Everywhere else on the globe, Hollywood New York was the New York—except for native New Yorkers, who hardly recognized it and seldom if ever experienced either its low life or high life. As Blake emphasizes, the real New York is a constellation of separate villages, neighborhoods often more distinctive than any small town, each with its own personality and cherished identity. When non-New Yorkers make a New York movie, they simply recreate some slice of the Hollywood version. Native New Yorkers know different, and when those natives become movie directors, their films reveal a more “catholic vision of the city” and “an insider’s awareness of [its] pulse and the social patterns” of neighborhood styles and mores.
To illustrate his thesis, Blake concentrates on four contemporary directors: Sidney Lumet, Woody Allen, Martin Scorsese and Spike Lee. Each comes from a different city neighborhood, and each tries, by locating “their own neighborhood footbridge,” to understand how that neighborhood experience endows each one’s films with “a particular texture” and an idiosyncratic perspective on the city.

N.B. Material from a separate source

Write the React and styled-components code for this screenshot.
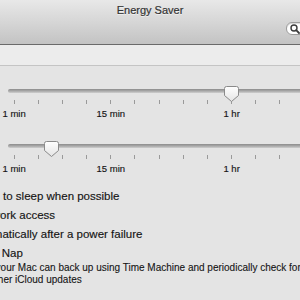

Sidney Lumet grew up in the Lower East Side amid a poor Yiddish-speaking Jewish population, and his movies are “like New Yorkers struggling to rise beyond the confining world of the neighborhood …but not eager or even soaring so high as to sever the ties to their history.” The typical Lumet conflict is that “the character cannot have solidarity and individuality at the same time” (think “Dog Day Afternoon” or “Serpico”).
Woody Allen grew up in a comfortable, predominately Jewish neighborhood (Midwood) in the Flatbush area of Brooklyn, in a world of assimilated Americans. On his first visit to Manhattan, he became enchanted and, ever since, has attempted to recreate “this wonderland across the river” of his childhood imagination. Allen’s New York has no grit, no crime, no slums and is populated by affluent, well-educated WASP’s and Jews (think “Annie Hall” or “Manhattan”). Nevertheless, a tension always exists amid the Gershwin glitter: the typical Allen hero never feels he fits in and is ever afraid of being “unmasked as an impostor or interloper,” i.e. some guy from Brooklyn.
Martin Scorsese grew up on Elizabeth Street, the Sicilian enclave in Manhattan’s Little Italy, one block from the then-seedy Bowery. He was a homebound, sickly child, and his early knowledge of the outside world was derived entirely from television and the movies. When he ventured outdoors, he encountered depravity, danger and degradation nearby, but apparently remained untouched by it emotionally. Blake astutely suggests that “his recollection of images of graphic violence coupled with his seeming nonchalance about his experience helps explain the terrifying but dispassionate violence of his films” (for example, “Taxi Driver” and “Raging Bull”). Like Lumet, who grew up a few blocks east, Scorsese seems to feel that New York natives—whether Italian, Irish or Jewish—as they became more Americanized, gradually lose their very own identity along with their ethnicity.
It will surprise many to learn that the African-American director Spike Lee, unlike the others, came from a well-educated (three generations of college graduates) and fairly affluent family. He was not a tough kid from the projects but from the then-fashionable area of Cobble Hill in Brooklyn, a peaceful, non-racist neighborhood composed mostly of Italians and Jews. At the age of 12, he moved with his family to Fort Greene, Brooklyn. By the time he arrived, Fort Greene had become predominately black—a community on the upswing, however, populated by strivers. As Blake points out, Fort Greene seemed to be “making it,” and “making it” becomes the metaphor for the trials of many of Lee’s movie characters.
But he alone among the directors studied always makes race and class the basis of conflicts in his work. As Blake says, it seems that “if his characters were not black or Italian, poor or uneducated, they would not face the problems they do” (think “Do the Right Thing”). For those movie-viewers who get headaches from the thematic and moral confusions about race in Lee’s films, Blake’s summary judgment will be confirming: “Spike Lee, like Fort Greene itself, remains a bundle of contradictions, as do his films.” Enough said.
Great city. Good directors. Insightful author. Fine book.